_Given instruction_
Write out the listing below in full and exactly, leaving out every picture.

_Dataset entries_

[START]

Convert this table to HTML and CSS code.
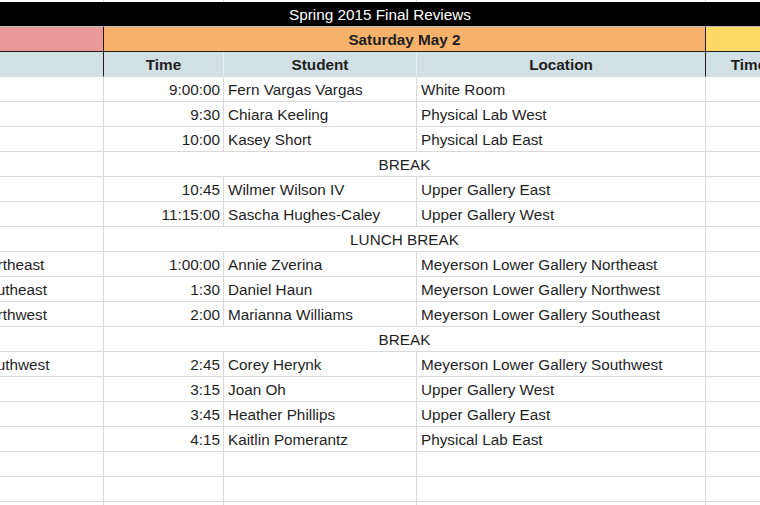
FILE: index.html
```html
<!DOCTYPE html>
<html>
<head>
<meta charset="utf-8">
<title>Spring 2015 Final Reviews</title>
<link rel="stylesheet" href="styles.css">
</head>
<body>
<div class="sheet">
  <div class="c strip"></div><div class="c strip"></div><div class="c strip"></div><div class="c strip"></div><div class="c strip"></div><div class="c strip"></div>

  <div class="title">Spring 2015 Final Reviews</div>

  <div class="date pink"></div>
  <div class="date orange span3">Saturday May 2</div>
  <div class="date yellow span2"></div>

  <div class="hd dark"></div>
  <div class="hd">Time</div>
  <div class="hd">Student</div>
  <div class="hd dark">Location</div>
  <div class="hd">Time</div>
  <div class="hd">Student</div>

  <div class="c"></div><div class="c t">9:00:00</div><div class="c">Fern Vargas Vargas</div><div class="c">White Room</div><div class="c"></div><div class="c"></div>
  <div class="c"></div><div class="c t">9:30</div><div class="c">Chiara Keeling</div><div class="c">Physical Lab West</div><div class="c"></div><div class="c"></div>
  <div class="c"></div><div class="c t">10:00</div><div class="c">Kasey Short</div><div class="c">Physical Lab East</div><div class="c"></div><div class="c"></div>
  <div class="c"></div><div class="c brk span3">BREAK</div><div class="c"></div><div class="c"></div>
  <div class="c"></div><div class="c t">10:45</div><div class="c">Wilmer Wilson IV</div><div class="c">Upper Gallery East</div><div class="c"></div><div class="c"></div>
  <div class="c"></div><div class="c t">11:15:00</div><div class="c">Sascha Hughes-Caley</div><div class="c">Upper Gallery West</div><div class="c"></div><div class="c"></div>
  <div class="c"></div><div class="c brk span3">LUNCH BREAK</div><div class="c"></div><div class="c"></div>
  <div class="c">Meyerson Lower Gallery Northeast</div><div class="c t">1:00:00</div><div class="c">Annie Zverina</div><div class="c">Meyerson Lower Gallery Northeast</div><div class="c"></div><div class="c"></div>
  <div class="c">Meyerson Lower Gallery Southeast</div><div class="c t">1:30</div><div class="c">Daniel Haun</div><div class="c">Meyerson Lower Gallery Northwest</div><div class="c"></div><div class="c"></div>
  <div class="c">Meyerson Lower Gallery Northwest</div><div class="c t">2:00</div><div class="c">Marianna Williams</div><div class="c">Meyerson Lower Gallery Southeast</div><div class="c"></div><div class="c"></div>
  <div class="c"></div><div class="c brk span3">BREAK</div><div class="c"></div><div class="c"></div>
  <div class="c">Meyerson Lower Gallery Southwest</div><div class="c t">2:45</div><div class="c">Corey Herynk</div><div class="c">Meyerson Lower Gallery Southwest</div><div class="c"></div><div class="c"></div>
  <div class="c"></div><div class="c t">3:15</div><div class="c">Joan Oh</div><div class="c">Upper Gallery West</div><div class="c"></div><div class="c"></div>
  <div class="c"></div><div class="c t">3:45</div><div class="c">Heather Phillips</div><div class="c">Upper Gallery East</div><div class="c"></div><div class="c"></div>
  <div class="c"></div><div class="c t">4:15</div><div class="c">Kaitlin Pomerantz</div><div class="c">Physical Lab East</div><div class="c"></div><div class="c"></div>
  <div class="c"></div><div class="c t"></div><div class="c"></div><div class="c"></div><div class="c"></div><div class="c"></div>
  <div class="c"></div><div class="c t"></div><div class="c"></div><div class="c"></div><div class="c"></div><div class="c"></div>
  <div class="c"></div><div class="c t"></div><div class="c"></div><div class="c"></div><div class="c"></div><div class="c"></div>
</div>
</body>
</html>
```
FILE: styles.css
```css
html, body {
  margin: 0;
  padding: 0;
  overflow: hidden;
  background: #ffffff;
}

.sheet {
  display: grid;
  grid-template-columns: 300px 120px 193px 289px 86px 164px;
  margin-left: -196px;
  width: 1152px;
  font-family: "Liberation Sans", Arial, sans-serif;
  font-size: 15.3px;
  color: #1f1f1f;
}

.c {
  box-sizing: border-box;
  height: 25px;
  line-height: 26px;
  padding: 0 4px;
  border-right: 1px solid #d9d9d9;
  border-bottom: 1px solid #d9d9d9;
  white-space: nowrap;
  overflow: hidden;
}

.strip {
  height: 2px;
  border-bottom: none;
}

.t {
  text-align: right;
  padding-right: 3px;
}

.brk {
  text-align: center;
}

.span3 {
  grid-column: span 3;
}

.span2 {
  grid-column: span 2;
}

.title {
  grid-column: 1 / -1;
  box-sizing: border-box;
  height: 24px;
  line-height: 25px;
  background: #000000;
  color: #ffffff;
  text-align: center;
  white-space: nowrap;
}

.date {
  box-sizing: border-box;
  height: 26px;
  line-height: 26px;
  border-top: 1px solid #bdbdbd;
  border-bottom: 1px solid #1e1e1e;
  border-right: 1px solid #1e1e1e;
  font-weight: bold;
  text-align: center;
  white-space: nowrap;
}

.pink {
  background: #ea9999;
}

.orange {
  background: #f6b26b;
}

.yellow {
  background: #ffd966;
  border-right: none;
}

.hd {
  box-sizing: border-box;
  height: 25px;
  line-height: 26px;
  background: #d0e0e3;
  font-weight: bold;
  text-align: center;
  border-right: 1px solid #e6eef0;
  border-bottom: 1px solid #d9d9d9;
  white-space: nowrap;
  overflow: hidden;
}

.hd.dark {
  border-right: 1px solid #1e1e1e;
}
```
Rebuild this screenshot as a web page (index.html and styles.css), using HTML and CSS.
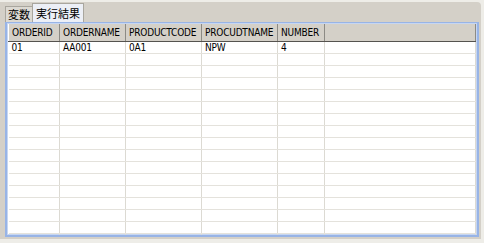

[END]

_Solution to the exercise_
Convert this table to HTML and CSS code.
FILE: index.html
```html
<!DOCTYPE html>
<html>
<head>
<meta charset="utf-8">
<title>Spring 2015 Final Reviews</title>
<link rel="stylesheet" href="styles.css">
</head>
<body>
<div class="sheet">
  <div class="c strip"></div><div class="c strip"></div><div class="c strip"></div><div class="c strip"></div><div class="c strip"></div><div class="c strip"></div>

  <div class="title">Spring 2015 Final Reviews</div>

  <div class="date pink"></div>
  <div class="date orange span3">Saturday May 2</div>
  <div class="date yellow span2"></div>

  <div class="hd dark"></div>
  <div class="hd">Time</div>
  <div class="hd">Student</div>
  <div class="hd dark">Location</div>
  <div class="hd">Time</div>
  <div class="hd">Student</div>

  <div class="c"></div><div class="c t">9:00:00</div><div class="c">Fern Vargas Vargas</div><div class="c">White Room</div><div class="c"></div><div class="c"></div>
  <div class="c"></div><div class="c t">9:30</div><div class="c">Chiara Keeling</div><div class="c">Physical Lab West</div><div class="c"></div><div class="c"></div>
  <div class="c"></div><div class="c t">10:00</div><div class="c">Kasey Short</div><div class="c">Physical Lab East</div><div class="c"></div><div class="c"></div>
  <div class="c"></div><div class="c brk span3">BREAK</div><div class="c"></div><div class="c"></div>
  <div class="c"></div><div class="c t">10:45</div><div class="c">Wilmer Wilson IV</div><div class="c">Upper Gallery East</div><div class="c"></div><div class="c"></div>
  <div class="c"></div><div class="c t">11:15:00</div><div class="c">Sascha Hughes-Caley</div><div class="c">Upper Gallery West</div><div class="c"></div><div class="c"></div>
  <div class="c"></div><div class="c brk span3">LUNCH BREAK</div><div class="c"></div><div class="c"></div>
  <div class="c">Meyerson Lower Gallery Northeast</div><div class="c t">1:00:00</div><div class="c">Annie Zverina</div><div class="c">Meyerson Lower Gallery Northeast</div><div class="c"></div><div class="c"></div>
  <div class="c">Meyerson Lower Gallery Southeast</div><div class="c t">1:30</div><div class="c">Daniel Haun</div><div class="c">Meyerson Lower Gallery Northwest</div><div class="c"></div><div class="c"></div>
  <div class="c">Meyerson Lower Gallery Northwest</div><div class="c t">2:00</div><div class="c">Marianna Williams</div><div class="c">Meyerson Lower Gallery Southeast</div><div class="c"></div><div class="c"></div>
  <div class="c"></div><div class="c brk span3">BREAK</div><div class="c"></div><div class="c"></div>
  <div class="c">Meyerson Lower Gallery Southwest</div><div class="c t">2:45</div><div class="c">Corey Herynk</div><div class="c">Meyerson Lower Gallery Southwest</div><div class="c"></div><div class="c"></div>
  <div class="c"></div><div class="c t">3:15</div><div class="c">Joan Oh</div><div class="c">Upper Gallery West</div><div class="c"></div><div class="c"></div>
  <div class="c"></div><div class="c t">3:45</div><div class="c">Heather Phillips</div><div class="c">Upper Gallery East</div><div class="c"></div><div class="c"></div>
  <div class="c"></div><div class="c t">4:15</div><div class="c">Kaitlin Pomerantz</div><div class="c">Physical Lab East</div><div class="c"></div><div class="c"></div>
  <div class="c"></div><div class="c t"></div><div class="c"></div><div class="c"></div><div class="c"></div><div class="c"></div>
  <div class="c"></div><div class="c t"></div><div class="c"></div><div class="c"></div><div class="c"></div><div class="c"></div>
  <div class="c"></div><div class="c t"></div><div class="c"></div><div class="c"></div><div class="c"></div><div class="c"></div>
</div>
</body>
</html>
```
FILE: styles.css
```css
html, body {
  margin: 0;
  padding: 0;
  overflow: hidden;
  background: #ffffff;
}

.sheet {
  display: grid;
  grid-template-columns: 300px 120px 193px 289px 86px 164px;
  margin-left: -196px;
  width: 1152px;
  font-family: "Liberation Sans", Arial, sans-serif;
  font-size: 15.3px;
  color: #1f1f1f;
}

.c {
  box-sizing: border-box;
  height: 25px;
  line-height: 26px;
  padding: 0 4px;
  border-right: 1px solid #d9d9d9;
  border-bottom: 1px solid #d9d9d9;
  white-space: nowrap;
  overflow: hidden;
}

.strip {
  height: 2px;
  border-bottom: none;
}

.t {
  text-align: right;
  padding-right: 3px;
}

.brk {
  text-align: center;
}

.span3 {
  grid-column: span 3;
}

.span2 {
  grid-column: span 2;
}

.title {
  grid-column: 1 / -1;
  box-sizing: border-box;
  height: 24px;
  line-height: 25px;
  background: #000000;
  color: #ffffff;
  text-align: center;
  white-space: nowrap;
}

.date {
  box-sizing: border-box;
  height: 26px;
  line-height: 26px;
  border-top: 1px solid #bdbdbd;
  border-bottom: 1px solid #1e1e1e;
  border-right: 1px solid #1e1e1e;
  font-weight: bold;
  text-align: center;
  white-space: nowrap;
}

.pink {
  background: #ea9999;
}

.orange {
  background: #f6b26b;
}

.yellow {
  background: #ffd966;
  border-right: none;
}

.hd {
  box-sizing: border-box;
  height: 25px;
  line-height: 26px;
  background: #d0e0e3;
  font-weight: bold;
  text-align: center;
  border-right: 1px solid #e6eef0;
  border-bottom: 1px solid #d9d9d9;
  white-space: nowrap;
  overflow: hidden;
}

.hd.dark {
  border-right: 1px solid #1e1e1e;
}
```
Rebuild this screenshot as a web page (index.html and styles.css), using HTML and CSS.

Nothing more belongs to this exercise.